Traffic density on corridors subject to incidents: models for long-term congestion management

Abstract

The purpose of this research is to provide a faster and more efficient method to determine traffic density behavior for long-term congestion management using minimal statistical information. Applications include road work, road improvements, and route choice. To this end, this paper adapts and generalizes two analytical models (for non-peak and peak hours) for the probability mass function of traffic density for a major highway. It then validates the model against real data. The studied corridor has a total of 36 sensors, 18 in each direction, and the traffic experiences randomly occurring service deterioration due to accidents and inclement weather such as snow and thunderstorms. We base the models on queuing theory, and we compare the fundamental diagram with the data. This paper supports the validity of the models for each traffic condition under certain assumptions on the distributional properties of the associated random parameters. It discusses why these assumptions are needed and how they are determined.

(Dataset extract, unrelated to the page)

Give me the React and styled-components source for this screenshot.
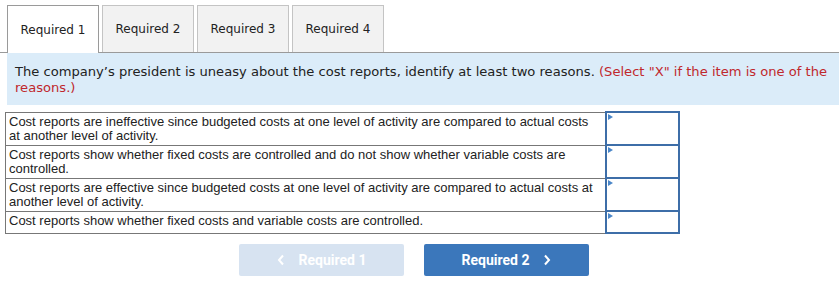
import React from 'react'
import styled, { createGlobalStyle } from 'styled-components'

const GlobalStyle = createGlobalStyle`
    body {
        margin: 0;
        background: white;
    }
`;

const Page = styled.div`
    padding: 5px 0 0 0;
    width: 839px;
`;

const Tabs = styled.div`
    display: flex;
    gap: 3px;
    padding-left: 7px;
    border-bottom: 1px solid #9a9a9a;
    height: 47px;
    align-items: stretch;
`;

const Tab = styled.div`
    width: 92px;
    box-sizing: border-box;
    display: flex;
    align-items: center;
    justify-content: center;
    font-family: "DejaVu Sans", Verdana, sans-serif;
    font-size: 12px;
    color: #222;
    border: 1px solid #c4c4c4;
    background: ${props => props.active ? '#fff' : '#f2f2f2'};
    border-bottom: none;
    margin-bottom: ${props => props.active ? '-1px' : '0'};
    ${props => props.active && 'border-color: #9a9a9a;'}
`;

const Prompt = styled.div`
    margin-left: 7px;
    background: #dbecf9;
    padding: 11px 8px 9px 8px;
    font-family: "DejaVu Sans", Verdana, sans-serif;
    font-size: 13.1px;
    line-height: 16px;
    color: #222;
`;

const Hint = styled.span`
    color: #c0282d;
`;

const Table = styled.table`
    margin: 6px 0 0 5px;
    border-collapse: collapse;
    font-family: "Liberation Sans", Arial, sans-serif;
    font-size: 13px;
    line-height: 14px;
    color: #222;
`;

const TextCell = styled.td`
    width: 588px;
    border: 1px solid #777;
    padding: 2px 8px 2px 3px;
    vertical-align: top;
`;

const InputCell = styled.td`
    width: 71px;
    height: 20px;
    border: 2px solid #3d6ea8;
    padding: 0;
    position: relative;
`;

const Marker = styled.span`
    position: absolute;
    left: 1px;
    top: 1px;
    width: 0;
    height: 0;
    border-top: 3px solid transparent;
    border-bottom: 3px solid transparent;
    border-left: 5px solid #4a86c8;
`;

const Nav = styled.div`
    display: flex;
    gap: 20px;
    margin: 10px 0 0 239px;
`;

const NavButton = styled.div`
    width: 165px;
    height: 32px;
    border-radius: 2px;
    display: flex;
    align-items: center;
    justify-content: center;
    gap: 14px;
    font-family: Roboto, "Liberation Sans", sans-serif;
    font-weight: bold;
    font-size: 14px;
    color: white;
    background: ${props => props.disabled ? '#d7e3f1' : '#3b77bb'};
`;

const Chevron = ({ dir }) => (
    <svg width="8" height="12" viewBox="0 0 8 12">
        <path
            d={dir === 'left' ? 'M6 1.5 L2 6 L6 10.5' : 'M2 1.5 L6 6 L2 10.5'}
            fill="none"
            stroke="white"
            strokeWidth="2"
        />
    </svg>
);

const rows = [
    'Cost reports are ineffective since budgeted costs at one level of activity are compared to actual costs at another level of activity.',
    'Cost reports show whether fixed costs are controlled and do not show whether variable costs are controlled.',
    'Cost reports are effective since budgeted costs at one level of activity are compared to actual costs at another level of activity.',
    'Cost reports show whether fixed costs and variable costs are controlled.',
];

const App = () => {
    return (
        <Page>
            <GlobalStyle />
            <Tabs>
                <Tab active>Required 1</Tab>
                <Tab>Required 2</Tab>
                <Tab>Required 3</Tab>
                <Tab>Required 4</Tab>
            </Tabs>
            <Prompt>
                The company’s president is uneasy about the cost reports, identify at least two reasons.{' '}
                <Hint>(Select "X" if the item is one of the reasons.)</Hint>
            </Prompt>
            <Table>
                <tbody>
                    {rows.map((r, i) => (
                        <tr key={i}>
                            <TextCell>{r}</TextCell>
                            <InputCell><Marker /></InputCell>
                        </tr>
                    ))}
                </tbody>
            </Table>
            <Nav>
                <NavButton disabled><Chevron dir="left" />Required 1</NavButton>
                <NavButton>Required 2<Chevron dir="right" /></NavButton>
            </Nav>
        </Page>
    )
}

export default App;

Furthermore, once the models are validated, different scenarios are presented to demonstrate traffic congestion behavior under various deterioration levels, as well as the estimation of traffic breakdown. These models, which account for non-recurrent congestion, can improve decision making without the need for extensive datasets or time-consuming simulations.

Appendices

Appendix 1: Proof of Proposition 1

We will derive the probability mass function of the random number of cars on a segment from Eqs. 1, 4, 5, 9, 10, and 11.

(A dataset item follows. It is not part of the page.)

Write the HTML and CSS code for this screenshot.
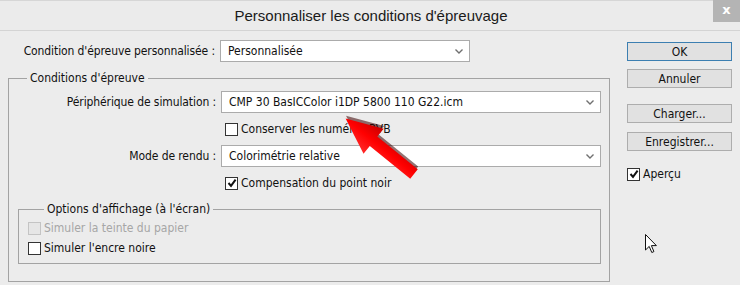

$$\begin{aligned}&P\{X=k\}\\&\quad =P\{X_\phi +Y=k\} = \sum _{q=0}^{k}P\{X_\phi =k-q\}\cdot P\{Y=q\}\\&\quad =P\{X_\phi =k\}\cdot P\{Y=0\}\\&\qquad +\sum _{q=1}^{k}P\{X_\phi =k-q\}\cdot (p \cdot P\{Y_1=q\} +(1-p)\cdot P\{Y_2=q\})\\&\quad =\frac{e^{-\lambda /\mu }\cdot (\lambda /\mu )^k}{k!}\cdot \left[ p\cdot \left( 1+\frac{\varGamma (b)}{\varGamma (a)}(e^{-c}-1)\right) +(1-p)e^{-c}\right] \\&\qquad +\sum _{q=1}^{k}\frac{e^{-\lambda /\mu }\cdot (\lambda /\mu )^{k-q}}{(k-q)!}\left[ p\cdot \left( \frac{\varGamma (b)}{\varGamma (a)}\frac{(e^{-c}c^q)}{q!}\right) +(1-p)\frac{(e^{-c}c^q)}{q!}\right] \\&\quad =\frac{e^{-\lambda /\mu }\cdot (\lambda /\mu )^k}{k!}\cdot \left[ e^{-c}\left( 1+p\left( \frac{\varGamma (b)}{\varGamma (a)} - 1\right) \right) +p\left( 1-\frac{\varGamma (b)}{\varGamma (a)}\right) \right] \\&\qquad +\left( 1+p\left( \frac{\varGamma (b)}{\varGamma (a)}-1\right) \right) \sum _{q=1}^{k}\frac{e^{-\lambda /\mu }\cdot (\lambda /\mu )^{k-q}}{(k-q)!}\cdot \frac{e^{-c}c^q}{q!}\\&\quad =\frac{e^{-\lambda /\mu }\cdot (\lambda /\mu )^k}{k!}\cdot \left[ e^{-c}\left( 1+p\left( \frac{\varGamma (b)}{\varGamma (a)}-1\right) \right) +p\left( 1-\frac{\varGamma (b)}{\varGamma (a)}\right) \right] \\&\qquad +\left( 1+p\left( \frac{\varGamma (b)}{\varGamma (a)}-1\right) \right) \sum _{q=1}^{k}\frac{e^{-\lambda /\mu }\cdot (\lambda /\mu )^{k-q}}{(k-q)!}\cdot \frac{e^{-c}c^q}{q!}. \end{aligned}$$

Substituting \(\left( 1-p\left( 1-\frac{\varGamma (b)}{\varGamma (a)}\right) \right) = m\), we have

$$\begin{aligned} P\{X=k\}=&\frac{e^{-\lambda /\mu }\cdot (\lambda /\mu )^k}{k!}\cdot \left[ e^{-c}m +(1-m)\right] +m\\&\cdot \frac{e^{-(\lambda /\mu +c)}[(\lambda /\mu +c)^k-(\lambda /\mu )^k]}{k!}\\ =&(1-m)\cdot \frac{e^{-\lambda /\mu }\cdot (\lambda /\mu )^k}{k!}\\&+m\left( \frac{e^{-(\lambda /\mu +c)}[(\lambda /\mu +c)^k-(\lambda /\mu )^k]}{k!}+\frac{e^{-\lambda /\mu +c}\cdot (\lambda /\mu )^k}{k!}\right) \\ =&(1-m)\cdot \frac{e^{-\lambda /\mu }\cdot (\lambda /\mu )^k}{k!}+m\left( \frac{e^{-(\lambda /\mu +c)}(\lambda /\mu +c)^k}{k!}\right) . \end{aligned}$$

Therefore

$$\begin{aligned} P\{X=k\}=p\left( 1-\frac{\varGamma (b)}{\varGamma (a)}\right) X_g+\left( 1-p\left( 1-\frac{\varGamma (b)}{\varGamma (a)}\right) \right) X_b. \end{aligned}$$

Now we will show that \(p\left( 1-\frac{\varGamma (b)}{\varGamma (a)}\right) \) is approximately equal to \(\frac{r}{r+f}\) for small a and b.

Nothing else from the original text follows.